Biden has referred to himself as “the most pro-union president in American history” and has long made his alliances and support for unions a central part of his political identity. But his administration’s push for a transition to electric vehicles has put him at odds with the UAW, because electric vehicles require fewer workers to produce.

The UAW has broken with other major unions by so far refusing to endorse Biden’s re-election bid.

Former President Donald J. Trump will skip next week’s Republican presidential primary debate and instead deliver a speech in Michigan to current and former union workers. Trump alienated a significant portion of unionized workers from Democrats in his 2016 victory by denouncing international free trade agreements. In his current campaign, he has taken a stand against the federal push for more electric vehicles.

Sen. Tim Scott of South Carolina (who, like the rest of the Republican presidential candidates, is trailing far behind Trump) attempted to insert himself into the strike news cycle this week by suggesting that auto workers should be laid off, a measure that companies are legally prohibited from carrying out.

On Thursday, the UAW responded by filing a complaint against Mr. Scott with the National Labor Relations Board (such complaints are often dismissed). On Friday, Mr. Scott called the UAW “one of the most corrupt and scandal-plagued unions in America” and said the union’s contract proposal would lead to government bailouts.
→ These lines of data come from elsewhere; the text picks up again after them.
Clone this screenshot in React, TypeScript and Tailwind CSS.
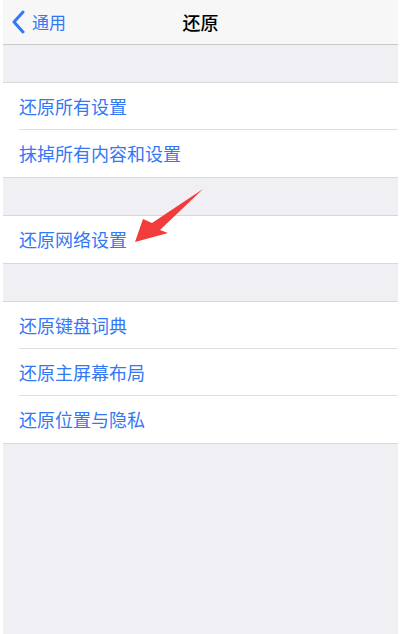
import React from "react";

const font = { fontFamily: '"Noto Sans CJK SC", "Noto Sans", sans-serif' };

function Row({ label, last }: { label: string; last?: boolean }) {
  return (
    <div className="bg-white pl-[16px]">
      <div className={`h-[47px] flex items-center text-[18px] text-[#3478f6] ${last ? "" : "border-b border-[#dedee2]"}`}>
        {label}
      </div>
    </div>
  );
}

function Group({ items }: { items: string[] }) {
  return (
    <div className="mt-[37px] border-y border-[#d8d8dc] bg-white">
      {items.map((t, i) => (
        <Row key={t} label={t} last={i === items.length - 1} />
      ))}
    </div>
  );
}

export default function App() {
  return (
    <div className="w-[400px] h-[634px] bg-white pl-[3px] pr-[2px] overflow-hidden" style={font}>
      <div className="relative h-full bg-[#efeff4] flex flex-col">
        <div className="h-[45px] bg-[#f7f7f7] border-b border-[#c9c9cc] flex items-center relative">
          <div className="flex items-center pl-[9px] text-[#3478f6]">
            <svg width="14" height="24" viewBox="0 0 14 24" className="mr-[6px]">
              <path d="M11 2 L2 12 L11 22" stroke="#3478f6" strokeWidth="3" fill="none" strokeLinecap="round" strokeLinejoin="round" />
            </svg>
            <span className="text-[17px]">通用</span>
          </div>
          <div className="absolute inset-0 flex items-center justify-center text-[18px] text-black font-medium">
            还原
          </div>
        </div>
        <Group items={["还原所有设置", "抹掉所有内容和设置"]} />
        <Group items={["还原网络设置"]} />
        <Group items={["还原键盘词典", "还原主屏幕布局", "还原位置与隐私"]} />
        <svg className="absolute left-[-3px] top-0" width="400" height="634" viewBox="0 0 400 634" style={{ pointerEvents: "none" }}>
          <polygon points="135,242 143,219 152,223 203,189 160,230 168,233" fill="#f23b3b" />
        </svg>
      </div>
    </div>
  );
}
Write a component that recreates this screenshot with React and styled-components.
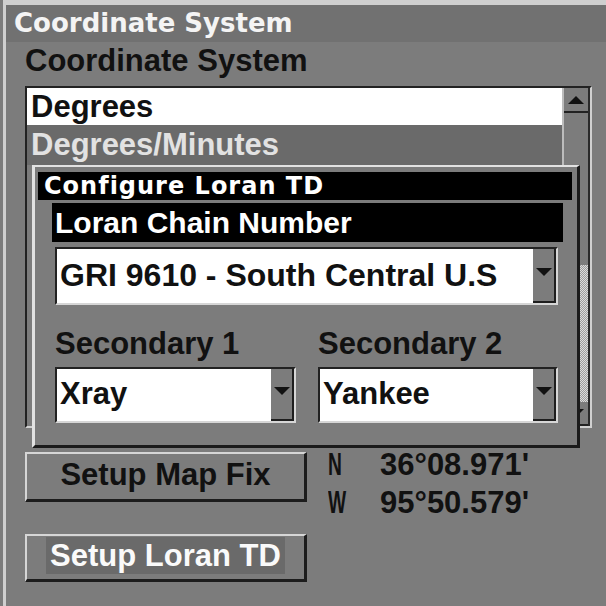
import React from 'react';
import styled, { createGlobalStyle } from 'styled-components';

const GlobalStyle = createGlobalStyle`
  html, body {
    margin: 0;
    padding: 0;
    background: #7c7c7c;
  }
  body {
    width: 606px;
    height: 606px;
    overflow: hidden;
  }
`;

const Screen = styled.div`
  width: 606px;
  height: 606px;
  box-sizing: border-box;
  padding-left: 3px;
  background: #7c7c7c;
  font-family: "Liberation Sans", Arial, sans-serif;
  font-weight: bold;
  overflow: hidden;
`;

const Window = styled.div`
  height: 100%;
  box-sizing: border-box;
  border-top: 5px solid #cfcfcf;
  border-left: 3px solid #cfcfcf;
`;

const TitleBar = styled.div`
  height: 37px;
  line-height: 37px;
  padding-left: 8px;
  background: #717171;
  color: #f4f4f4;
  font-family: "DejaVu Sans", Verdana, sans-serif;
  font-size: 26px;
  font-weight: bold;
  white-space: nowrap;
`;

const Body = styled.div`
  padding-left: 19px;
`;

const Label = styled.div`
  margin-top: ${p => p.$top || 0}px;
  font-size: 31px;
  line-height: 34px;
  color: #111;
  white-space: nowrap;
`;

const ListStage = styled.div`
  position: relative;
  margin-top: 8px;
  width: 567px;
  height: 342px;
`;

const ListBox = styled.div`
  display: flex;
  height: 100%;
  box-sizing: border-box;
  border-top: 2px solid #222;
  border-left: 2px solid #222;
  border-right: 2px solid #d0d0d0;
  border-bottom: 2px solid #d0d0d0;
  background: #7c7c7c;
`;

const Rows = styled.div`
  flex: 1;
`;

const Row = styled.div`
  height: ${p => p.$h}px;
  line-height: ${p => p.$h}px;
  padding-left: 4px;
  font-size: 31px;
  white-space: nowrap;
  background: ${p => (p.$selected ? '#6a6a6a' : '#fff')};
  color: ${p => (p.$selected ? '#e2e2e2' : '#111')};
`;

const Scrollbar = styled.div`
  width: 24px;
  display: flex;
  flex-direction: column;
  border-left: 2px solid #bcbcbc;
  border-right: 2px solid #2a2a2a;
`;

const ScrollButton = styled.div`
  height: ${p => p.$h}px;
  display: flex;
  align-items: center;
  justify-content: center;
  box-sizing: border-box;
  border-bottom: 2px solid #222;
  background: #7c7c7c;
`;

const Thumb = styled.div`
  height: 152px;
  background: #7c7c7c;
`;

const Track = styled.div`
  flex: 1;
  background: repeating-conic-gradient(#dcdcdc 0 25%, #9c9c9c 0 50%) 0 0 / 2px 2px;
`;

const Dialog = styled.div`
  position: absolute;
  z-index: 2;
  left: 7px;
  top: 79px;
  width: 548px;
  height: 283px;
  box-sizing: border-box;
  border-top: 2px solid #e2e2e2;
  border-left: 3px solid #e2e2e2;
  border-right: 3px solid #1a1a1a;
  border-bottom: 3px solid #1a1a1a;
  padding: 5px 5px 0 3px;
  background: #7c7c7c;
`;

const DialogTitle = styled.div`
  height: 28px;
  line-height: 29px;
  padding-left: 6px;
  background: #000;
  color: #fff;
  font-family: "DejaVu Sans", Verdana, sans-serif;
  font-size: 24px;
  font-weight: bold;
  letter-spacing: 1px;
  white-space: nowrap;
  overflow: hidden;
`;

const DialogBody = styled.div`
  padding: 3px 9px 0 14px;
`;

const SectionBar = styled.div`
  height: 39px;
  line-height: 39px;
  padding-left: 3px;
  background: #000;
  color: #fff;
  font-size: 30px;
  white-space: nowrap;
`;

const Fields = styled.div`
  margin-left: 3px;
  width: 503px;
`;

const Grid = styled.div`
  display: grid;
  grid-template-columns: 241px 240px;
  column-gap: 22px;
`;

const Select = styled.div`
  display: flex;
  height: ${p => p.$h}px;
  margin-top: ${p => p.$top || 0}px;
  box-sizing: border-box;
  border-top: 2px solid #222;
  border-left: 2px solid #222;
  border-right: 2px solid #d6d6d6;
  border-bottom: 2px solid #d6d6d6;
  background: #fff;
`;

const SelectText = styled.div`
  flex: 1;
  padding-left: 3px;
  padding-bottom: 2px;
  display: flex;
  align-items: center;
  font-size: ${p => p.$size || 31}px;
  color: #111;
  white-space: nowrap;
  overflow: hidden;
`;

const ArrowButton = styled.div`
  width: 23px;
  display: flex;
  align-items: center;
  justify-content: center;
  padding-bottom: 6px;
  box-sizing: border-box;
  background: #7c7c7c;
  border-right: 2px solid #1e1e1e;
  border-bottom: 2px solid #1e1e1e;
`;

const BottomArea = styled.div`
  display: flex;
  margin-top: 24px;
`;

const ButtonColumn = styled.div`
  display: flex;
  flex-direction: column;
  gap: 32px;
  width: 282px;
`;

const Button = styled.div`
  height: ${p => p.$h}px;
  box-sizing: border-box;
  display: flex;
  align-items: center;
  justify-content: center;
  padding-bottom: 4px;
  border-top: 2px solid #d6d6d6;
  border-left: 2px solid #d6d6d6;
  border-right: 3px solid #1c1c1c;
  border-bottom: 3px solid #1c1c1c;
  background: #7c7c7c;
  color: ${p => (p.$focused ? '#fafafa' : '#111')};
  font-size: 31px;
  white-space: nowrap;
`;

const Highlight = styled.span`
  display: inline-block;
  padding: 0 4px;
  line-height: 37px;
  background: #6a6a6a;
`;

const Coords = styled.div`
  margin-left: 21px;
  margin-top: -6px;
`;

const CoordRow = styled.div`
  display: flex;
  height: 38px;
  line-height: 38px;
  font-size: 31px;
  color: #111;
  white-space: nowrap;
`;

const Hemisphere = styled.span`
  display: inline-block;
  width: 52px;
  transform: scaleX(0.62);
  transform-origin: left center;
`;

const Triangle = ({ up }) => (
  <svg width="16" height="8" viewBox="0 0 16 8">
    <polygon points={up ? '8,0 16,8 0,8' : '0,0 16,0 8,8'} fill="#111" />
  </svg>
);

const Dropdown = ({ value, h, top, size }) => (
  <Select $h={h} $top={top}>
    <SelectText $size={size}>{value}</SelectText>
    <ArrowButton>
      <Triangle />
    </ArrowButton>
  </Select>
);

export default function App() {
  return (
    <>
      <GlobalStyle />
      <Screen>
        <Window>
          <TitleBar>Coordinate System</TitleBar>
          <Body>
            <Label $top={2}>Coordinate System</Label>
            <ListStage>
              <ListBox>
                <Rows>
                  <Row $h={37}>Degrees</Row>
                  <Row $h={40} $selected>Degrees/Minutes</Row>
                </Rows>
                <Scrollbar>
                  <ScrollButton $h={25}>
                    <Triangle up />
                  </ScrollButton>
                  <Thumb />
                  <Track />
                  <ScrollButton $h={24}>
                    <Triangle />
                  </ScrollButton>
                </Scrollbar>
              </ListBox>
              <Dialog>
                <DialogTitle>Configure Loran TD</DialogTitle>
                <DialogBody>
                  <SectionBar>Loran Chain Number</SectionBar>
                  <Fields>
                    <Dropdown value="GRI 9610 - South Central U.S" h={58} top={5} size={32} />
                    <Grid>
                      <Label $top={22}>Secondary 1</Label>
                      <Label $top={22}>Secondary 2</Label>
                      <Dropdown value="Xray" h={56} top={6} />
                      <Dropdown value="Yankee" h={56} top={6} />
                    </Grid>
                  </Fields>
                </DialogBody>
              </Dialog>
            </ListStage>
            <BottomArea>
              <ButtonColumn>
                <Button $h={50}>Setup Map Fix</Button>
                <Button $h={48} $focused>
                  <Highlight>Setup Loran TD</Highlight>
                </Button>
              </ButtonColumn>
              <Coords>
                <CoordRow>
                  <Hemisphere>N</Hemisphere>
                  36°08.971'
                </CoordRow>
                <CoordRow>
                  <Hemisphere>W</Hemisphere>
                  95°50.579'
                </CoordRow>
              </Coords>
            </BottomArea>
          </Body>
        </Window>
      </Screen>
    </>
  );
}
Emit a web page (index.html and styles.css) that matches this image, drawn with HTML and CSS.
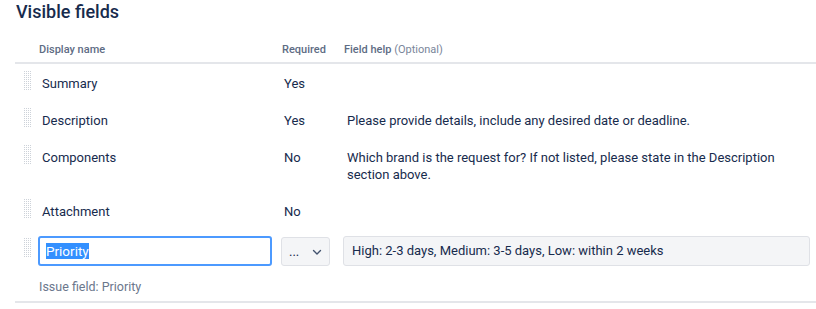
FILE: index.html
```html
<!DOCTYPE html>
<html lang="en">
<head>
    <meta charset="UTF-8">
    <title>Visible fields</title>
    <link rel="stylesheet" href="styles.css">
</head>
<body>
    <h2 class="title">Visible fields</h2>
    <div class="fields">
        <div class="head"></div>
        <div class="head">Display name</div>
        <div class="head">Required</div>
        <div class="head">Field help <span class="opt">(Optional)</span></div>

        <div class="cell handle-cell"><span class="handle"></span></div>
        <div class="cell name">Summary</div>
        <div class="cell req">Yes</div>
        <div class="cell help"></div>

        <div class="cell handle-cell"><span class="handle"></span></div>
        <div class="cell name">Description</div>
        <div class="cell req">Yes</div>
        <div class="cell help">Please provide details, include any desired date or deadline.</div>

        <div class="cell handle-cell"><span class="handle"></span></div>
        <div class="cell name">Components</div>
        <div class="cell req">No</div>
        <div class="cell help">Which brand is the request for? If not listed, please state in the Description section above.</div>

        <div class="cell handle-cell"><span class="handle"></span></div>
        <div class="cell name">Attachment</div>
        <div class="cell req">No</div>
        <div class="cell help"></div>

        <div class="edit handle-cell"><span class="handle"></span></div>
        <div class="edit"><div class="name-input"><span class="selected">Priority</span></div></div>
        <div class="edit">
            <div class="req-select">
                <span>...</span>
                <svg width="12" height="12" viewBox="0 0 12 12"><path d="M2.5 4.5 L6 8 L9.5 4.5" fill="none" stroke="#42526e" stroke-width="1.4" stroke-linecap="round" stroke-linejoin="round"/></svg>
            </div>
        </div>
        <div class="edit"><div class="help-input">High: 2-3 days, Medium: 3-5 days, Low: within 2 weeks</div></div>

        <div class="footer">Issue field: Priority</div>
    </div>
</body>
</html>
```

FILE: styles.css
```css
body {
    margin: 0;
    font-family: Roboto, "Noto Sans", sans-serif;
    color: #172b4d;
    background: #fff;
}
.title {
    margin: 0;
    padding: 0 0 0 16px;
    font-size: 18px;
    font-weight: 500;
    line-height: 24px;
    height: 36px;
}
.fields {
    margin-left: 15px;
    display: grid;
    grid-template-columns: 23px 243px 62px 1fr;
    font-size: 13px;
}
.head {
    font-size: 11px;
    font-weight: 500;
    color: #5e6c84;
    height: 26px;
    line-height: 27px;
    border-bottom: 2px solid #e4e6ea;
    padding-left: 1px;
}
.head .opt {
    font-weight: 400;
    color: #7a869a;
}
.cell {
    padding: 11px 0 9px;
    line-height: 17px;
}
.name {
    padding-left: 4px;
}
.req {
    padding-left: 3px;
}
.help {
    padding-left: 4px;
    padding-right: 20px;
}
.handle-cell {
    padding-left: 8px;
    padding-top: 6px;
}
.handle {
    display: block;
    width: 8px;
    height: 20px;
    background-color: #cdd2d9;
    background-image:
        linear-gradient(90deg, #fff 1px, transparent 1px),
        linear-gradient(#fff 1px, transparent 1px);
    background-size: 2px 2px;
}
.edit {
    padding-top: 7px;
}
.edit.handle-cell {
    padding-top: 8px;
}
.name-input {
    height: 26px;
    margin-right: 9px;
    border: 2px solid #4c9aff;
    border-radius: 3px;
    padding: 0 6px;
    line-height: 26px;
    font-size: 13.5px;
}
.selected {
    background: #3390ff;
    color: #fff;
}
.req-select {
    display: flex;
    align-items: center;
    justify-content: space-between;
    width: 49px;
    height: 29px;
    box-sizing: border-box;
    margin-top: 1px;
    padding: 0 6px 0 7px;
    background: #f4f5f7;
    border: 1px solid #dfe1e6;
    border-radius: 3px;
    font-size: 13px;
}
.help-input {
    height: 28px;
    margin-right: 6px;
    background: #f4f5f7;
    border: 1px solid #dfe1e6;
    border-radius: 3px;
    padding: 0 8px;
    line-height: 28px;
}
.footer {
    grid-column: 2 / 5;
    font-size: 12.5px;
    color: #6b778c;
    padding: 12px 0 5px 24px;
    line-height: 18px;
    border-bottom: 2px solid #e4e6ea;
    margin-left: -23px;
}
```
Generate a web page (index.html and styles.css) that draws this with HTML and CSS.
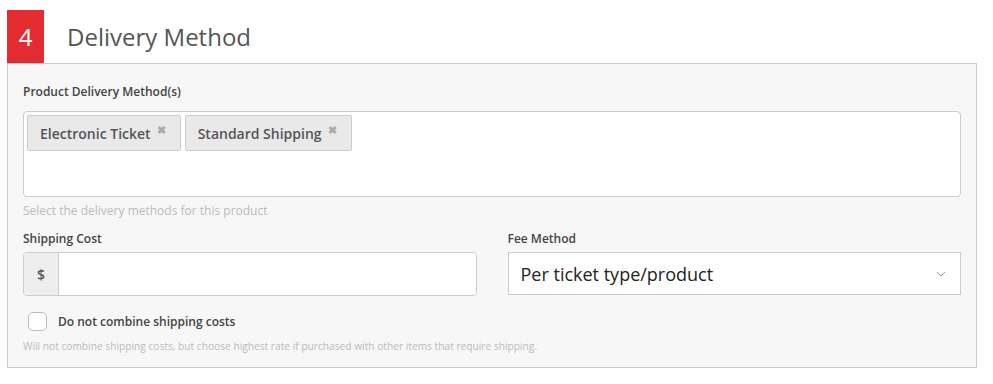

Michigan, the heart of the American auto industry, is expected to be a key battleground state for both parties in next year’s presidential election. Trump narrowly won the state in 2016 after he backed Democrats for decades in presidential elections. Biden flipped the state in 2020.

Democrats now control every major state office in Michigan and have rallied to support striking workers, and many prominent elected officials have appeared at rallies and on picket lines over the past week.

Mr. Fain, who appeared at a rally with Senator Bernie Sanders of Vermont when the strike began, has been critical of Mr. Trump.